The boards of trustees at individual universities tend to be more balanced, but still have a growing partisan tilt, Marsicano said.
“They are certainly appointing more Republicans to the flagship institutions like UNC-Chapel Hill or N.C. State,” Marsicano said. “Most of the Democrats appointed to boards of trustees are at places like North Carolina Central or North Carolina A&T—historically Black colleges and universities.”
Boliek and Briner said the partisan split hasn’t caused any issues in the UNC-CH board’s day-to-day work, though they’ve heard the concerns.
“I don’t see it with respect to how the university is functioning and has functioned,” Briner said.
But even the appearance of partisanship can create difficulties for university leaders, said Ross, the former UNC System president. Because of Republicans’ control over the Board of Governors, incoming chancellors like Lee Roberts at UNC-CH faced a heightened level of scrutiny.
“Lee Roberts seems to be—and I know him a little bit—a fine person who’s bright and wants to do this job well,” Ross said. Even if the search process that led to Roberts’ appointment was unaffected by partisan politics, many on campus felt otherwise. “If it were perceived to be an open process, where the best person came out of it, I think his chances of success would be higher,” Ross said. UNC-CH declined to comment.
Recruiting and retaining faculty is also made more difficult, Ross said: “No matter which party they’re in, they don’t want to work in a political environment.”

To address that, the governor’s commission on university governance suggested a cooling off period before any General Assembly members or lobbyists—defined as those who “make their livelihood dealing with the legislature,” according to Ross, who co-chaired the commission—could serve on a governing board.

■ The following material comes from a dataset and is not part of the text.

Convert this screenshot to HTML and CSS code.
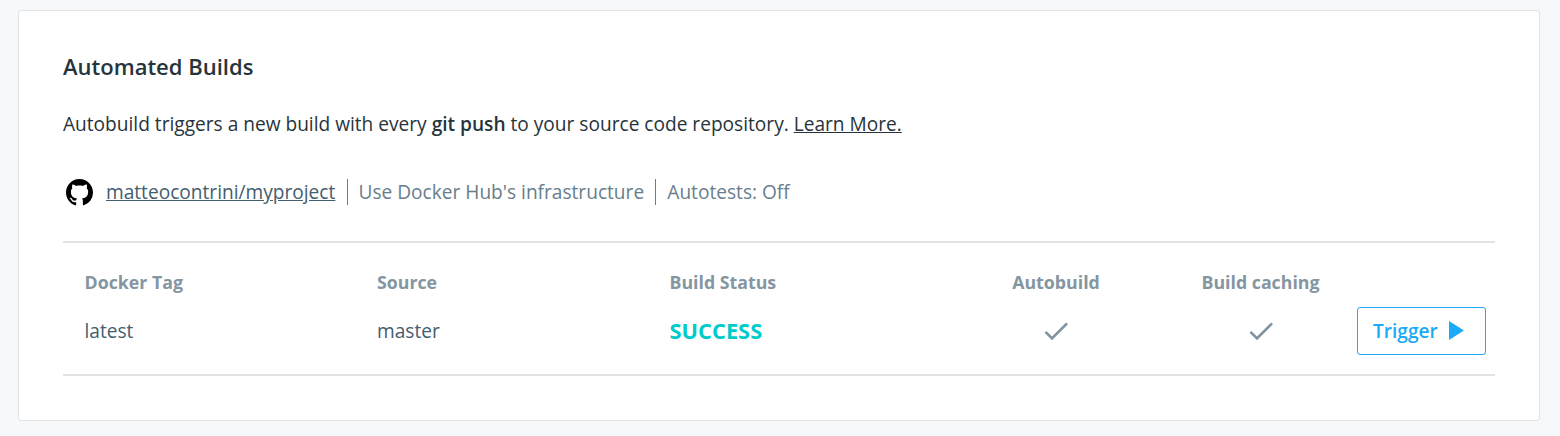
FILE: index.html
```html
<!DOCTYPE html>
<html lang="en">
<head>
<meta charset="utf-8">
<title>Automated Builds</title>
<link rel="stylesheet" href="styles.css">
</head>
<body>
<section class="card">
  <h2 class="title">Automated Builds</h2>
  <p class="intro">Autobuild triggers a new build with every <strong>git push</strong> to your source code repository. <a href="#">Learn More.</a></p>
  <div class="meta">
    <svg class="github" viewBox="0 0 16 16"><path d="M8 0C3.58 0 0 3.58 0 8c0 3.54 2.29 6.53 5.47 7.59.4.07.55-.17.55-.38 0-.19-.01-.82-.01-1.49-2.01.37-2.53-.49-2.69-.94-.09-.23-.48-.94-.82-1.13-.28-.15-.68-.52-.01-.53.63-.01 1.08.58 1.23.82.72 1.21 1.87.87 2.33.66.07-.52.28-.87.51-1.07-1.78-.2-3.64-.89-3.64-3.95 0-.87.31-1.59.82-2.15-.08-.2-.36-1.02.08-2.12 0 0 .67-.21 2.2.82.64-.18 1.32-.27 2-.27s1.36.09 2 .27c1.53-1.04 2.2-.82 2.2-.82.44 1.1.16 1.92.08 2.12.51.56.82 1.27.82 2.15 0 3.07-1.87 3.75-3.65 3.95.29.25.54.73.54 1.48 0 1.07-.01 1.93-.01 2.2 0 .21.15.46.55.38A8.01 8.01 0 0 0 16 8c0-4.42-3.58-8-8-8z"/></svg>
    <a class="repo" href="#">matteocontrini/myproject</a>
    <span class="item">Use Docker Hub's infrastructure</span>
    <span class="item">Autotests: Off</span>
  </div>
  <div class="builds">
    <div class="row head">
      <span>Docker Tag</span><span>Source</span><span>Build Status</span><span class="center">Autobuild</span><span class="center">Build caching</span><span></span>
    </div>
    <div class="row">
      <span>latest</span><span>master</span><span class="status">SUCCESS</span>
      <svg class="check" viewBox="0 0 24 24"><path d="M9 16.2 4.8 12l-1.4 1.4L9 19 21 7l-1.4-1.4z"/></svg>
      <svg class="check" viewBox="0 0 24 24"><path d="M9 16.2 4.8 12l-1.4 1.4L9 19 21 7l-1.4-1.4z"/></svg>
      <button class="trigger">Trigger<svg class="play" viewBox="0 0 15 19"><path d="M0 0v19l15-9.5z"/></svg></button>
    </div>
  </div>
</section>
</body>
</html>
```
FILE: styles.css
```css
* { box-sizing: border-box; }
body {
  margin: 0;
  padding: 10px 20px 15px 18px;
  height: 436px;
  background: #f7f8fa;
  color: #27343b;
  font: 19.11px/26px "Open Sans", sans-serif;
}
.card {
  height: 411px;
  padding: 41px 44px 0;
  background: #fff;
  border: 1px solid #e0e4e7;
  border-radius: 3px;
}
.title { margin: 0; font-size: 22px; font-weight: 600; line-height: 28px; }
.intro { margin: 31px 0 0; white-space: nowrap; }
.intro strong { font-weight: 600; }
.intro a { color: inherit; }
.meta { display: flex; align-items: center; height: 26px; margin-top: 42px; color: #677e8c; white-space: nowrap; }
.github { width: 27px; height: 27px; margin: 0 13px 0 3px; }
.repo { color: #445d6e; }
.item { margin-left: 11.2px; padding-left: 11px; border-left: 1px solid #677e8c; }
.builds { margin-top: 36px; padding-top: 26px; height: 135px; border-top: 2px solid #dfe3e6; border-bottom: 2px solid #dfe3e6; }
.row { display: grid; grid-template-columns: 292.5px 292.5px 278.5px 216px 193px 129px; height: 48px; padding-left: 21.5px; align-items: center; color: #445d6e; white-space: nowrap; }
.head { height: 26px; margin-bottom: 12px; color: #8496a1; font-size: 17.75px; font-weight: 700; }
.center { text-align: center; }
.status { color: #00cbca; font-size: 21.85px; font-weight: 700; }
.check { width: 32px; height: 32px; justify-self: center; margin-bottom: 1px; fill: #8094a0; }
.trigger { display: flex; align-items: center; height: 48px; padding: 0 15px; background: #fff; border: 1px solid #1aaaf8; border-radius: 3px; color: #1aaaf8; font: 600 19.11px/26px "Open Sans", sans-serif; }
.play { width: 15px; height: 19px; margin: 0 0 2px 11px; fill: currentColor; }
```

The commission did not address the possibility of candidates going the other way, using the boards to launch a political career. But its conclusion, Ross said, was that the state must do what it can to reduce the partisan split in the UNC System.

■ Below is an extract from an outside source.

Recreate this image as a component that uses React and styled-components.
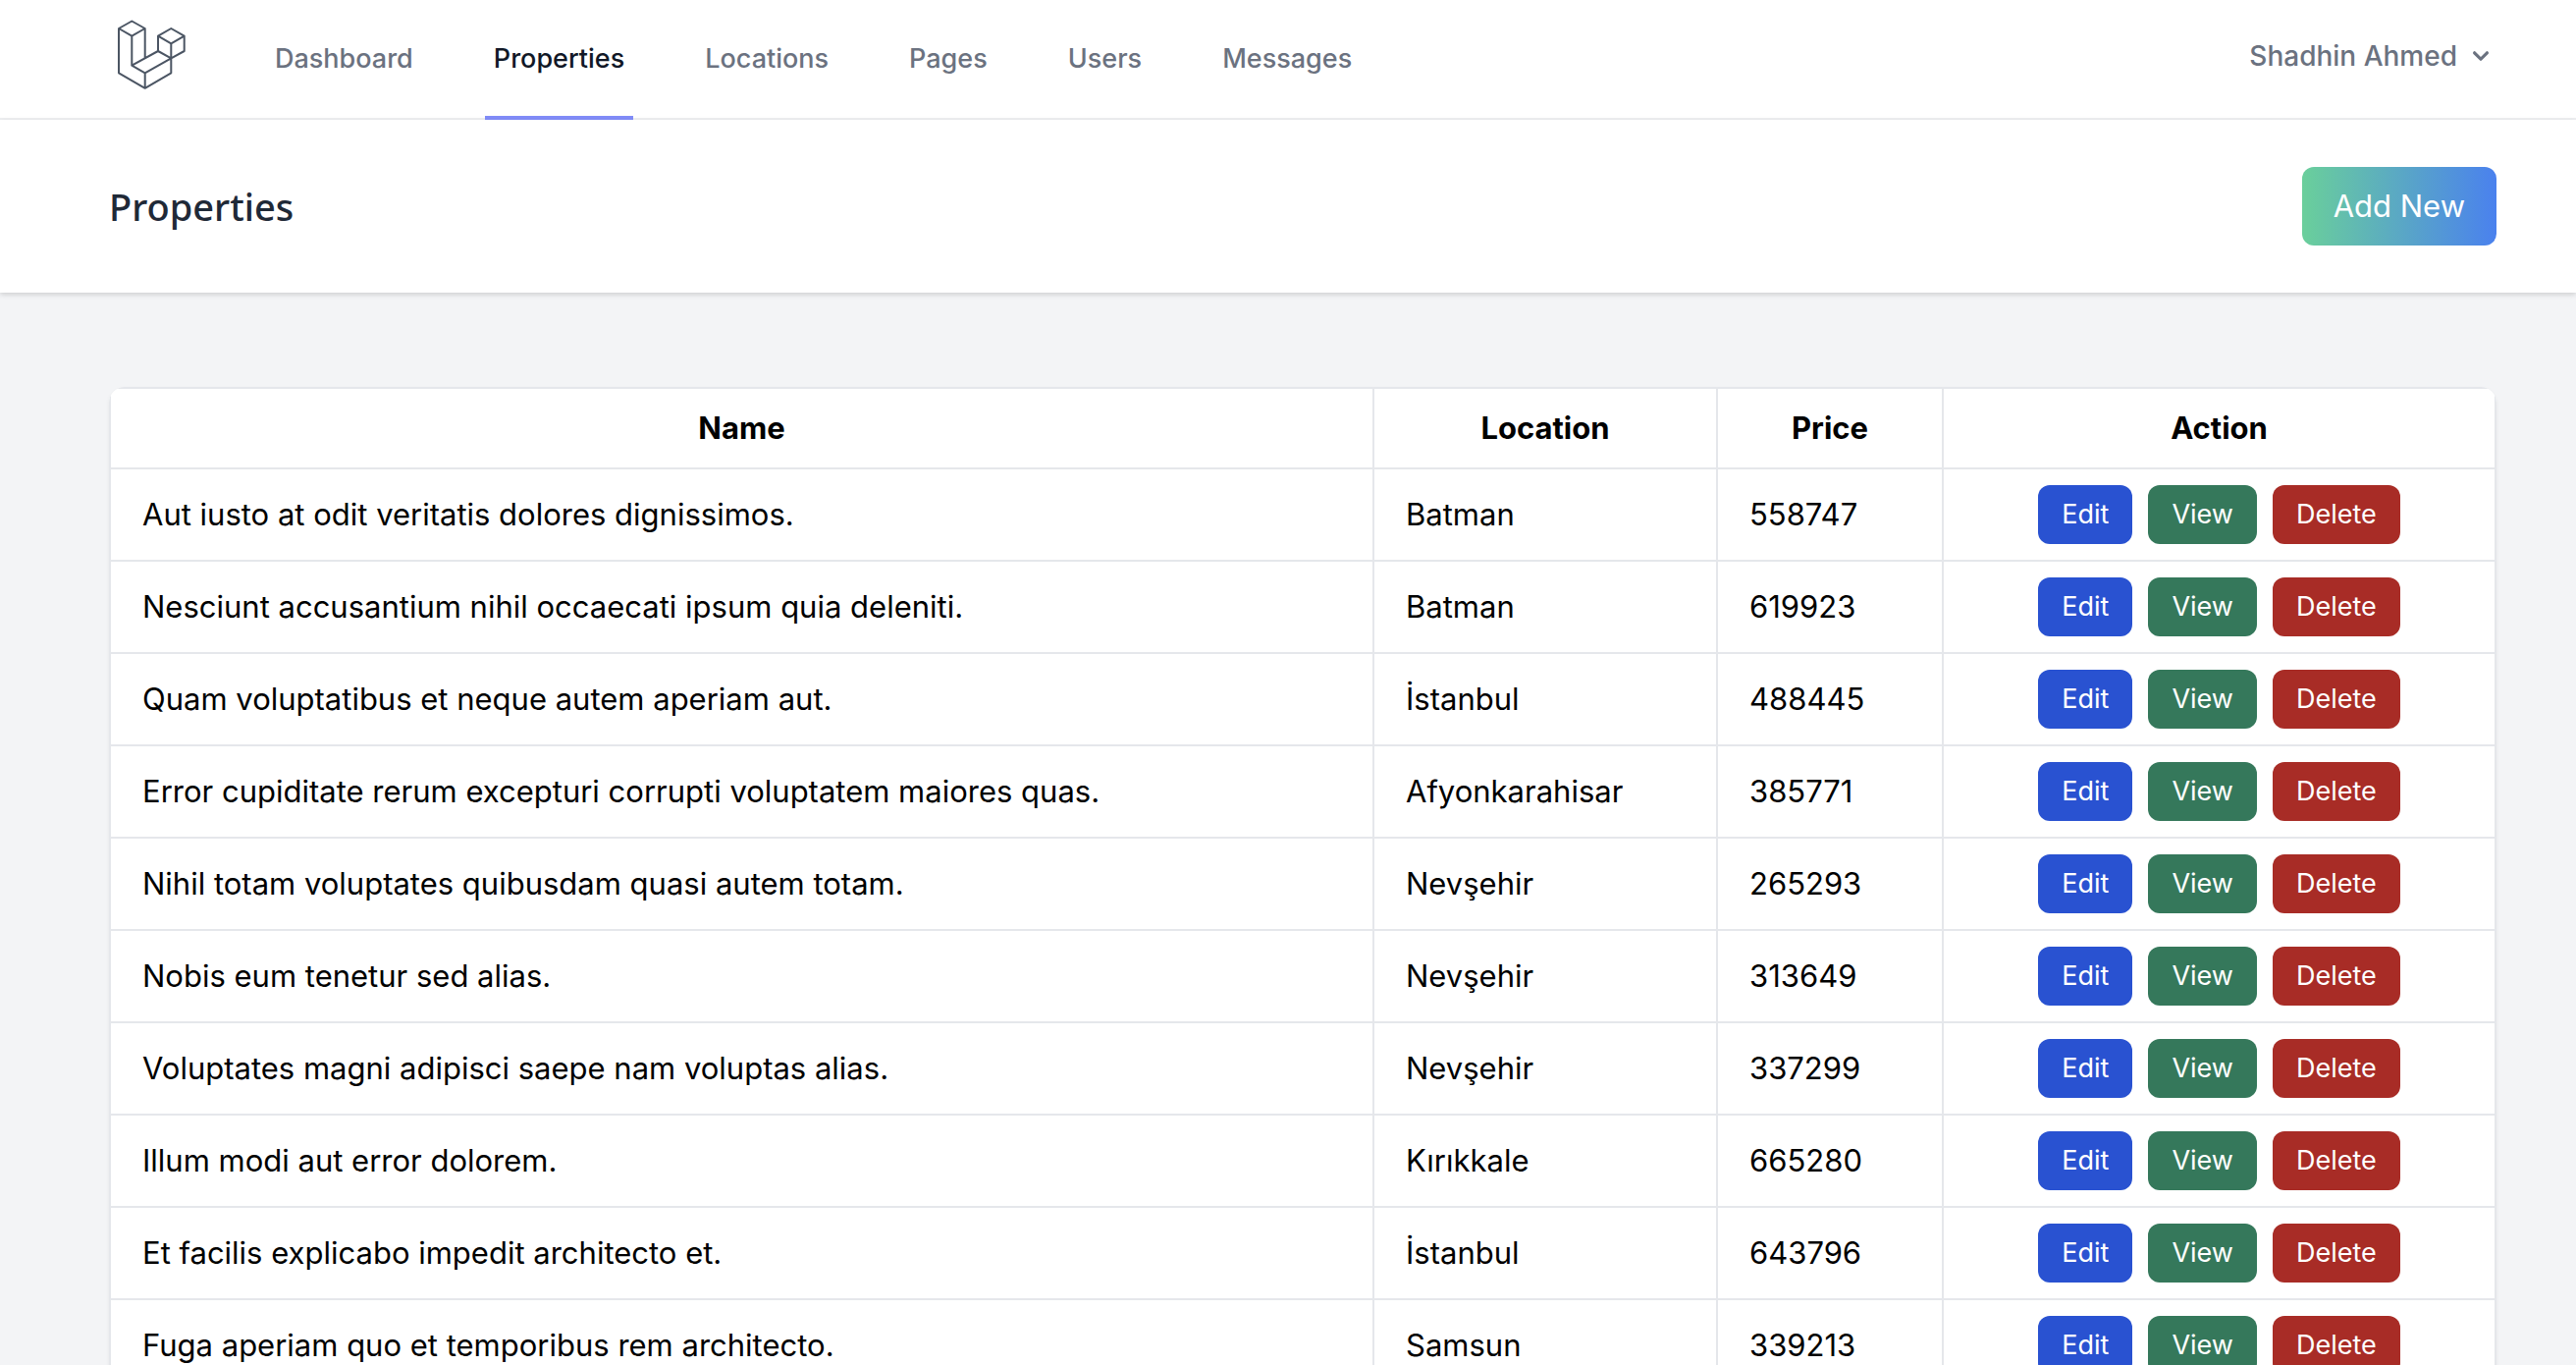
import React from "react";
import styled, { createGlobalStyle, css } from "styled-components";

const GlobalStyle = createGlobalStyle`
  *, *::before, *::after { box-sizing: border-box; }
  body {
    margin: 0;
    overflow-x: hidden;
    background: #f3f4f6;
    color: #000;
    font-family: Inter, "Noto Sans", sans-serif;
    font-size: 31px;
    line-height: 48px;
  }
  button { font-family: inherit; }
`;

const Page = styled.div`
  height: 100vh;
  overflow: hidden;
`;

const gutters = css`
  padding-left: 111px;
  padding-right: 81px;
`;

const NavBar = styled.nav`
  ${gutters}
  display: flex;
  justify-content: space-between;
  height: 122px;
  background: #fff;
  border-bottom: 2px solid #eeeff1;
`;

const NavStart = styled.div`
  display: flex;
  gap: 80px;
`;

const LogoLink = styled.a`
  display: flex;
  align-items: center;
  color: #4b5563;
`;

const NavLinks = styled.div`
  display: flex;
  gap: 64px;
  margin-bottom: -2px;
`;

const NavLink = styled.a`
  display: flex;
  align-items: center;
  padding: 2px 9px 0;
  border-bottom: 4px solid ${(p) => (p.$active ? "#818cf8" : "transparent")};
  color: ${(p) => (p.$active ? "#111827" : "#6b7280")};
  font-size: 27px;
  font-weight: 500;
  line-height: 40px;
  text-decoration: none;
`;

const UserButton = styled.button`
  display: flex;
  align-items: center;
  gap: 8px;
  padding: 0 0 6px;
  border: 0;
  background: none;
  color: #6b7280;
  font-size: 28px;
  font-weight: 500;
  line-height: 40px;
`;

const PageHeader = styled.header`
  ${gutters}
  position: relative;
  display: flex;
  align-items: center;
  justify-content: space-between;
  padding-top: 48px;
  padding-bottom: 48px;
  background: #fff;
  box-shadow: 0 2px 6px rgba(0, 0, 0, 0.1), 0 2px 4px rgba(0, 0, 0, 0.06);
`;

const Title = styled.h2`
  margin: 0;
  color: #1f2937;
  font-family: "Noto Sans", sans-serif;
  font-size: 38px;
  font-weight: 500;
  line-height: 50px;
`;

const AddButton = styled.button`
  padding: 16px 32px;
  border: 0;
  border-radius: 12px;
  background: linear-gradient(to right, #6acf9b, #4a81ee);
  color: #fff;
  font-size: 31px;
  line-height: 48px;
`;

const Main = styled.main`
  ${gutters}
  padding-top: 96px;
`;

const Card = styled.div`
  overflow: hidden;
  border-radius: 16px;
  background: #fff;
  box-shadow: 0 2px 4px rgba(0, 0, 0, 0.06);
`;

const Table = styled.table`
  width: 100%;
  table-layout: fixed;
  border-collapse: collapse;
`;

const Col = styled.col`
  width: ${(p) => p.$width};
`;

const cell = css`
  padding: 16px 32px;
  border: 2px solid #e5e7eb;
`;

const HeadCell = styled.th`
  ${cell}
  font-weight: 700;
`;

const Cell = styled.td`
  ${cell}
  white-space: nowrap;
`;

const Actions = styled.div`
  display: flex;
  justify-content: center;
  gap: 16px;
`;

const ActionButton = styled.button`
  padding: 10px 24px;
  border: 0;
  border-radius: 12px;
  background: ${(p) => p.$color};
  color: #fff;
  font-size: 27px;
  line-height: 40px;
`;

const links = ["Dashboard", "Properties", "Locations", "Pages", "Users", "Messages"];

const properties = [
  ["Aut iusto at odit veritatis dolores dignissimos.", "Batman", "558747"],
  ["Nesciunt accusantium nihil occaecati ipsum quia deleniti.", "Batman", "619923"],
  ["Quam voluptatibus et neque autem aperiam aut.", "İstanbul", "488445"],
  ["Error cupiditate rerum excepturi corrupti voluptatem maiores quas.", "Afyonkarahisar", "385771"],
  ["Nihil totam voluptates quibusdam quasi autem totam.", "Nevşehir", "265293"],
  ["Nobis eum tenetur sed alias.", "Nevşehir", "313649"],
  ["Voluptates magni adipisci saepe nam voluptas alias.", "Nevşehir", "337299"],
  ["Illum modi aut error dolorem.", "Kırıkkale", "665280"],
  ["Et facilis explicabo impedit architecto et.", "İstanbul", "643796"],
  ["Fuga aperiam quo et temporibus rem architecto.", "Samsun", "339213"],
];

function Logo() {
  return (
    <svg width="80" height="80" viewBox="111 20 80 80" fill="none" stroke="currentColor" strokeWidth="2" strokeLinejoin="round" aria-hidden="true">
      <path d="M121 29 134.3 21.5 147.7 29 134.3 36.7ZM121 29V74.3L147.7 89.8 174.3 74.3V44.3M134.3 36.7V66.7L147.7 74.3V89.8M147.7 29V59.3M134.3 66.7 161 52 174.3 59.3 147.7 74.3M161 52V36.7L174.3 29 187.7 36.7V52L174.3 59.3M161 36.7 174.3 44.3 187.7 36.7" />
    </svg>
  );
}

function Chevron() {
  return (
    <svg width="32" height="32" viewBox="0 0 20 20" fill="currentColor" aria-hidden="true">
      <path fillRule="evenodd" clipRule="evenodd" d="M5.293 7.293a1 1 0 011.414 0L10 10.586l3.293-3.293a1 1 0 111.414 1.414l-4 4a1 1 0 01-1.414 0l-4-4a1 1 0 010-1.414z" />
    </svg>
  );
}

export default function App() {
  return (
    <Page>
      <GlobalStyle />
      <NavBar>
        <NavStart>
          <LogoLink href="#" aria-label="Home">
            <Logo />
          </LogoLink>
          <NavLinks>
            {links.map((name) => (
              <NavLink key={name} href="#" $active={name === "Properties"}>
                {name}
              </NavLink>
            ))}
          </NavLinks>
        </NavStart>
        <UserButton type="button">
          Shadhin Ahmed
          <Chevron />
        </UserButton>
      </NavBar>
      <PageHeader>
        <Title>Properties</Title>
        <AddButton type="button">Add New</AddButton>
      </PageHeader>
      <Main>
        <Card>
          <Table>
            <colgroup>
              <Col />
              <Col $width="350px" />
              <Col $width="230px" />
              <Col $width="563px" />
            </colgroup>
            <thead>
              <tr>
                <HeadCell>Name</HeadCell>
                <HeadCell>Location</HeadCell>
                <HeadCell>Price</HeadCell>
                <HeadCell>Action</HeadCell>
              </tr>
            </thead>
            <tbody>
              {properties.map(([name, location, price]) => (
                <tr key={name}>
                  <Cell>{name}</Cell>
                  <Cell>{location}</Cell>
                  <Cell>{price}</Cell>
                  <Cell>
                    <Actions>
                      <ActionButton type="button" $color="#2952d1">Edit</ActionButton>
                      <ActionButton type="button" $color="#35785b">View</ActionButton>
                      <ActionButton type="button" $color="#a82c26">Delete</ActionButton>
                    </Actions>
                  </Cell>
                </tr>
              ))}
            </tbody>
          </Table>
        </Card>
      </Main>
    </Page>
  );
}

“The message that our commission was trying to encourage, and that I think is the right message, is to take whatever steps you can to keep politics away from the university, so that it can be a non-partisan engine for growth in North Carolina,” Ross said.
So far, the General Assembly hasn’t acted on that suggestion or any others from the commission’s report. Ross said he believes that’s “because it came from the governor and the other party.”
“I’d be surprised if many in the legislature even read it,” he said.
On that much, he and Boliek agree.
“I believe the commission itself was nothing more than a political move by the Cooper administration,” Boliek said.
Correction: An earlier version of this story stated that former U.S. Speaker of the House Kevin McCarthy contributed to Boliek’s campaign. It was a different Kevin McCarthy. We have removed the reference.